Denis Wirtz: That’s right. [Laughter] And still die quickly. It could actually be a huge problem to see an aging population sticking around. You still have to be productive. The people are saying we should retire when we are 60 or 65. Maybe it should be 85 or 90. Again, this comes from fear—which is so primal, right?—of aging and what comes after that.
Yash Gupta: But at the same time the reality is technology does allow people to live better. There is the assumption that the average age will indeed continue to improve. Therefore, the aging question becomes a very valid one in the sense that if you live longer, someone has to be deprived of a certain amount of opportunity that existed before—unless opportunities themselves expand.
Nathan Connolly: The zero-sum thinking is really dangerous in terms of the innovation question. Innovation is great, but it’s the social application of innovation that’s really the question here. I mean General Motors has been sitting on the technology for a car that runs on water for quite some time. Everybody knows it but nobody can force the intellectual property out of that company. Cars that have the fuel efficiency of a Model T are the going rate right now in American society, which is outrageous. There’s no innovation, right? The fear driving entrepreneurship and innovation is wonderful, but when fear actually causes you to hoard that innovation and entrepreneurship, well then, we have a problem.
Margaret Moon: That gets back to our question: What do we mean by justice?
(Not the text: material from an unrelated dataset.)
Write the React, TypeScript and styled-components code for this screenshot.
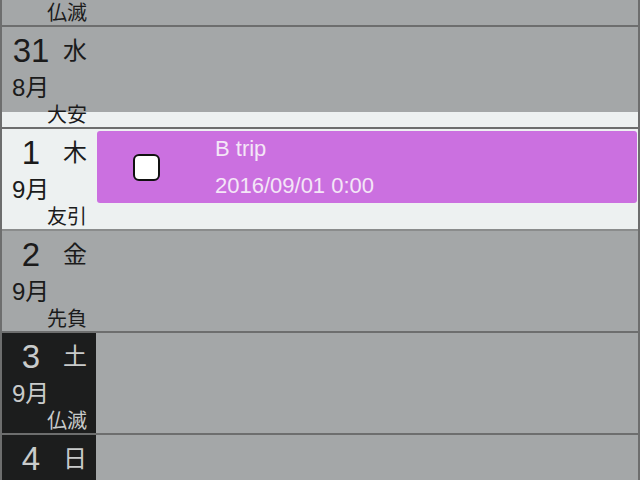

And if we ask the question differently—instead of celebrating innovation, we question the injustice—would it change the way we innovate?
Chi Dang: I would personally fear that if we question justice that that would really diminish creativity. I think we need to sort of preserve that somehow but really pay more attention to justice.
Margaret Moon: I will never believe that by asking questions about justice we will stifle innovation or creativity. I just don’t think there’s anywhere in the world where those two problems co-exist.
Yash Gupta: How do we apply that innovation? Do we hoard it? You’re talking about the General Motors issue. It is not innovation itself that is the guilty party.